**GIVEN INFORMATION**
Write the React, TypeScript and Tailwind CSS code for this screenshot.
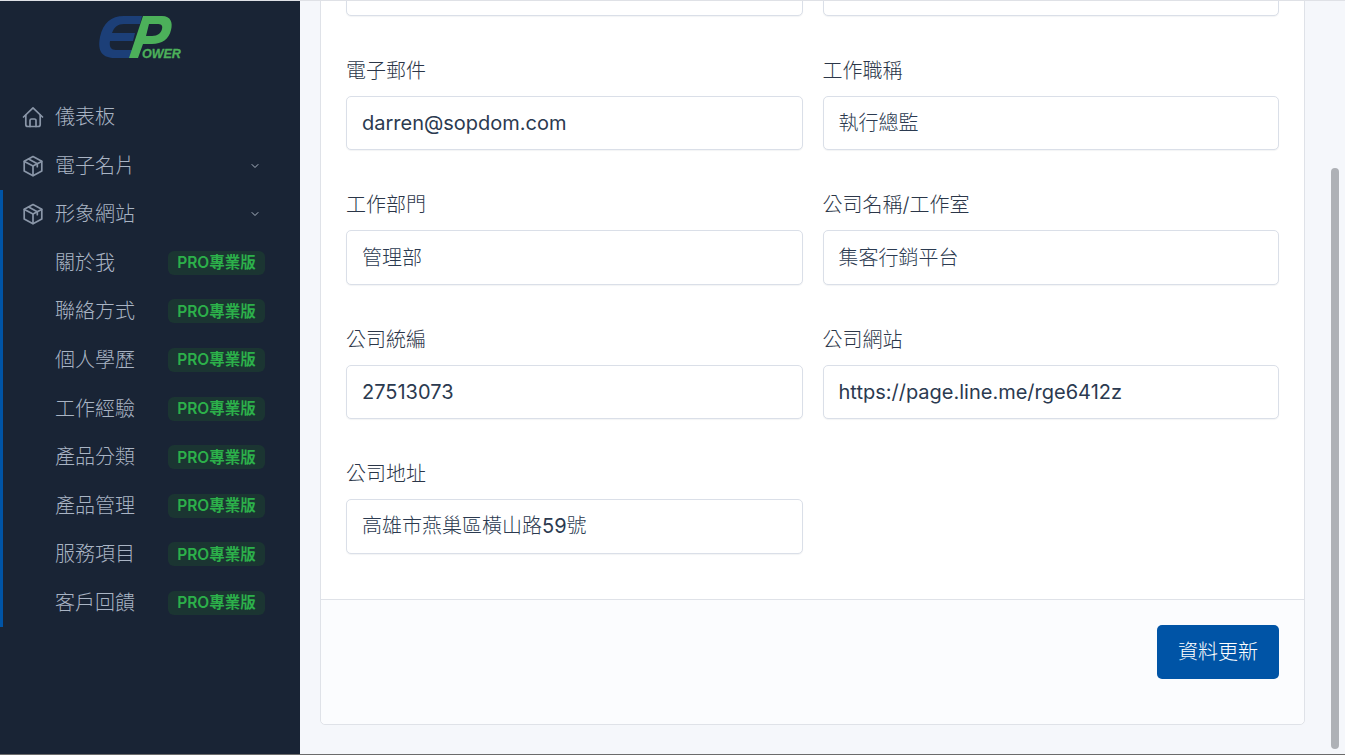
import React from "react";
import { ChevronDown } from "lucide-react";

const FONT = "font-['Inter','Noto_Sans_CJK_TC',sans-serif]";

function HomeIcon() {
  return (
    <svg width="22" height="22" viewBox="0 0 22 22" fill="none" stroke="#8a96a8" strokeWidth="1.7" strokeLinecap="round" strokeLinejoin="round" className="shrink-0">
      <path d="M1.5 11 11 1.8 20.5 11" />
      <path d="M3.8 9v9.5a2 2 0 0 0 2 2h10.4a2 2 0 0 0 2-2V9" />
      <path d="M8 20.5v-6a1.5 1.5 0 0 1 1.5-1.5h3a1.5 1.5 0 0 1 1.5 1.5v6" />
    </svg>
  );
}

function BoxIcon() {
  return (
    <svg width="20" height="22" viewBox="0 0 20 22" fill="none" stroke="#8a96a8" strokeWidth="1.7" strokeLinecap="round" strokeLinejoin="round" className="shrink-0">
      <path d="M10 1.5 18.8 6.3v9.6L10 20.7 1.2 15.9V6.3Z" />
      <path d="M1.4 6.4 10 11l8.6-4.6" />
      <path d="M10 11v9.5" />
      <path d="M5.6 3.9 14.3 8.7v3" />
    </svg>
  );
}

function Logo() {
  return (
    <svg width="120" height="70" viewBox="0 0 120 70" className="block">
      <path fill="#1c3f78" d="M62 11H44C31 11 23 18 20 32C17 47 23 53 35 53H51L53 45H36C31 45 29 42 30 36H53L55 28H32C34 22 38 19 44 19H60Z" />
      <path fill="#4cb05a" fillRule="evenodd" d="M63 11H82C91 11 93 18 91 25C89 34 82 39 72 39H63L58 53H49ZM69 19 66 31H72C78 31 81 28 82 24C83 20 81 19 77 19Z" />
      <text x="62" y="53" fontFamily="'Liberation Sans',sans-serif" fontStyle="italic" fontWeight="700" fontSize="12.5" fill="#4cb05a" stroke="#4cb05a" strokeWidth="0.3">OWER</text>
    </svg>
  );
}

function NavRow({ icon, label, chevron }: { icon: React.ReactNode; label: string; chevron?: boolean }) {
  return (
    <div className="flex h-[48.6px] items-center pl-[22px] pr-[39px]">
      <span className="flex w-[22px] justify-center">{icon}</span>
      <span className="ml-[11px] flex-1 text-[20px] font-light leading-none text-[#a9b4c4]">{label}</span>
      {chevron && <ChevronDown size={12} strokeWidth={2} className="text-[#aab4c2]" />}
    </div>
  );
}

function SubRow({ label }: { label: string }) {
  return (
    <div className="flex h-[48.6px] items-center pl-[55px] pr-[35px]">
      <span className="flex-1 text-[20px] font-light leading-none text-[#a9b4c4]">{label}</span>
      <span className="flex h-6 w-[97px] items-center justify-center rounded-md bg-[#1b3532] text-[15.5px] font-semibold text-[#2cb04a]">PRO專業版</span>
    </div>
  );
}

function Field({ label, children, latin }: { label?: string; children?: React.ReactNode; latin?: boolean }) {
  return (
    <div className="flex flex-col">
      {label && <label className="mb-[8px] h-[33px] text-[20px] font-light leading-[33px] text-[#2b3648]">{label}</label>}
      <div className={`flex h-[54.4px] items-center rounded-[5px] border border-[#dadfe8] bg-white px-[15px] text-[20px] text-[#2b3a50] shadow-[0_1px_1px_rgba(20,30,50,0.05)] ${latin ? "font-normal" : "font-light"}`}>
        <span>{children}</span>
      </div>
    </div>
  );
}

const sub = ["關於我", "聯絡方式", "個人學歷", "工作經驗", "產品分類", "產品管理", "服務項目", "客戶回饋"];

export default function App() {
  return (
    <div className={`${FONT} flex h-[755px] w-[1345px] flex-col overflow-hidden`}>
      <div className="h-px shrink-0 bg-[#dfe1e6]" />
      <div className="flex min-h-0 flex-1">
        <aside className="flex w-[300px] shrink-0 flex-col bg-[#192435]">
          <div className="ml-[80px] mt-1 h-[70px]">
            <Logo />
          </div>
          <nav className="mt-[17.7px]">
            <NavRow icon={<HomeIcon />} label="儀表板" />
            <NavRow icon={<BoxIcon />} label="電子名片" chevron />
            <div className="border-l-[3px] border-[#0054a6] [&>*]:-ml-[3px]">
              <NavRow icon={<BoxIcon />} label="形象網站" chevron />
              {sub.map((s) => (
                <SubRow key={s} label={s} />
              ))}
            </div>
          </nav>
        </aside>
        <main className="relative flex min-w-0 flex-1 flex-col justify-end overflow-hidden bg-[#f5f7fb] pb-[29px] pl-5 pr-10">
          <div className="shrink-0 rounded-b-[5px] border border-[#dfe2e8] bg-white">
            <div className="grid grid-cols-2 gap-x-5 gap-y-[39px] px-[25px] pb-[45.4px] pt-[80px]">
              <Field />
              <Field />
              <Field label="電子郵件" latin>darren@sopdom.com</Field>
              <Field label="工作職稱">執行總監</Field>
              <Field label="工作部門">管理部</Field>
              <Field label="公司名稱/工作室">集客行銷平台</Field>
              <Field label="公司統編" latin>27513073</Field>
              <Field label="公司網站" latin>https://page.line.me/rge6412z</Field>
              <Field label="公司地址">
                高雄市燕巢區橫山路<span className="font-normal">59</span>號
              </Field>
            </div>
            <div className="flex h-[125px] items-start justify-end rounded-b-[5px] border-t border-[#dfe2e8] bg-[#fbfcfe] px-[25px] pt-[25px]">
              <button className="flex h-[54px] w-[122px] items-center justify-center rounded-[5px] bg-[#0054a6] text-[20px] font-light text-white">資料更新</button>
            </div>
          </div>
          <div className="absolute right-[6px] top-[167px] h-[581px] w-2 rounded-full bg-[#aeb1b6]" />
        </main>
      </div>
      <div className="h-px shrink-0 bg-[#6b6b6b]" />
    </div>
  );
}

**PROBLEM TO SOLVE**
Transcribe the material exactly, leaving every picture out.

**SOLUTION FOR THIS PROBLEM**
Write the React, TypeScript and Tailwind CSS code for this screenshot.
import React from "react";
import { ChevronDown } from "lucide-react";

const FONT = "font-['Inter','Noto_Sans_CJK_TC',sans-serif]";

function HomeIcon() {
  return (
    <svg width="22" height="22" viewBox="0 0 22 22" fill="none" stroke="#8a96a8" strokeWidth="1.7" strokeLinecap="round" strokeLinejoin="round" className="shrink-0">
      <path d="M1.5 11 11 1.8 20.5 11" />
      <path d="M3.8 9v9.5a2 2 0 0 0 2 2h10.4a2 2 0 0 0 2-2V9" />
      <path d="M8 20.5v-6a1.5 1.5 0 0 1 1.5-1.5h3a1.5 1.5 0 0 1 1.5 1.5v6" />
    </svg>
  );
}

function BoxIcon() {
  return (
    <svg width="20" height="22" viewBox="0 0 20 22" fill="none" stroke="#8a96a8" strokeWidth="1.7" strokeLinecap="round" strokeLinejoin="round" className="shrink-0">
      <path d="M10 1.5 18.8 6.3v9.6L10 20.7 1.2 15.9V6.3Z" />
      <path d="M1.4 6.4 10 11l8.6-4.6" />
      <path d="M10 11v9.5" />
      <path d="M5.6 3.9 14.3 8.7v3" />
    </svg>
  );
}

function Logo() {
  return (
    <svg width="120" height="70" viewBox="0 0 120 70" className="block">
      <path fill="#1c3f78" d="M62 11H44C31 11 23 18 20 32C17 47 23 53 35 53H51L53 45H36C31 45 29 42 30 36H53L55 28H32C34 22 38 19 44 19H60Z" />
      <path fill="#4cb05a" fillRule="evenodd" d="M63 11H82C91 11 93 18 91 25C89 34 82 39 72 39H63L58 53H49ZM69 19 66 31H72C78 31 81 28 82 24C83 20 81 19 77 19Z" />
      <text x="62" y="53" fontFamily="'Liberation Sans',sans-serif" fontStyle="italic" fontWeight="700" fontSize="12.5" fill="#4cb05a" stroke="#4cb05a" strokeWidth="0.3">OWER</text>
    </svg>
  );
}

function NavRow({ icon, label, chevron }: { icon: React.ReactNode; label: string; chevron?: boolean }) {
  return (
    <div className="flex h-[48.6px] items-center pl-[22px] pr-[39px]">
      <span className="flex w-[22px] justify-center">{icon}</span>
      <span className="ml-[11px] flex-1 text-[20px] font-light leading-none text-[#a9b4c4]">{label}</span>
      {chevron && <ChevronDown size={12} strokeWidth={2} className="text-[#aab4c2]" />}
    </div>
  );
}

function SubRow({ label }: { label: string }) {
  return (
    <div className="flex h-[48.6px] items-center pl-[55px] pr-[35px]">
      <span className="flex-1 text-[20px] font-light leading-none text-[#a9b4c4]">{label}</span>
      <span className="flex h-6 w-[97px] items-center justify-center rounded-md bg-[#1b3532] text-[15.5px] font-semibold text-[#2cb04a]">PRO專業版</span>
    </div>
  );
}

function Field({ label, children, latin }: { label?: string; children?: React.ReactNode; latin?: boolean }) {
  return (
    <div className="flex flex-col">
      {label && <label className="mb-[8px] h-[33px] text-[20px] font-light leading-[33px] text-[#2b3648]">{label}</label>}
      <div className={`flex h-[54.4px] items-center rounded-[5px] border border-[#dadfe8] bg-white px-[15px] text-[20px] text-[#2b3a50] shadow-[0_1px_1px_rgba(20,30,50,0.05)] ${latin ? "font-normal" : "font-light"}`}>
        <span>{children}</span>
      </div>
    </div>
  );
}

const sub = ["關於我", "聯絡方式", "個人學歷", "工作經驗", "產品分類", "產品管理", "服務項目", "客戶回饋"];

export default function App() {
  return (
    <div className={`${FONT} flex h-[755px] w-[1345px] flex-col overflow-hidden`}>
      <div className="h-px shrink-0 bg-[#dfe1e6]" />
      <div className="flex min-h-0 flex-1">
        <aside className="flex w-[300px] shrink-0 flex-col bg-[#192435]">
          <div className="ml-[80px] mt-1 h-[70px]">
            <Logo />
          </div>
          <nav className="mt-[17.7px]">
            <NavRow icon={<HomeIcon />} label="儀表板" />
            <NavRow icon={<BoxIcon />} label="電子名片" chevron />
            <div className="border-l-[3px] border-[#0054a6] [&>*]:-ml-[3px]">
              <NavRow icon={<BoxIcon />} label="形象網站" chevron />
              {sub.map((s) => (
                <SubRow key={s} label={s} />
              ))}
            </div>
          </nav>
        </aside>
        <main className="relative flex min-w-0 flex-1 flex-col justify-end overflow-hidden bg-[#f5f7fb] pb-[29px] pl-5 pr-10">
          <div className="shrink-0 rounded-b-[5px] border border-[#dfe2e8] bg-white">
            <div className="grid grid-cols-2 gap-x-5 gap-y-[39px] px-[25px] pb-[45.4px] pt-[80px]">
              <Field />
              <Field />
              <Field label="電子郵件" latin>darren@sopdom.com</Field>
              <Field label="工作職稱">執行總監</Field>
              <Field label="工作部門">管理部</Field>
              <Field label="公司名稱/工作室">集客行銷平台</Field>
              <Field label="公司統編" latin>27513073</Field>
              <Field label="公司網站" latin>https://page.line.me/rge6412z</Field>
              <Field label="公司地址">
                高雄市燕巢區橫山路<span className="font-normal">59</span>號
              </Field>
            </div>
            <div className="flex h-[125px] items-start justify-end rounded-b-[5px] border-t border-[#dfe2e8] bg-[#fbfcfe] px-[25px] pt-[25px]">
              <button className="flex h-[54px] w-[122px] items-center justify-center rounded-[5px] bg-[#0054a6] text-[20px] font-light text-white">資料更新</button>
            </div>
          </div>
          <div className="absolute right-[6px] top-[167px] h-[581px] w-2 rounded-full bg-[#aeb1b6]" />
        </main>
      </div>
      <div className="h-px shrink-0 bg-[#6b6b6b]" />
    </div>
  );
}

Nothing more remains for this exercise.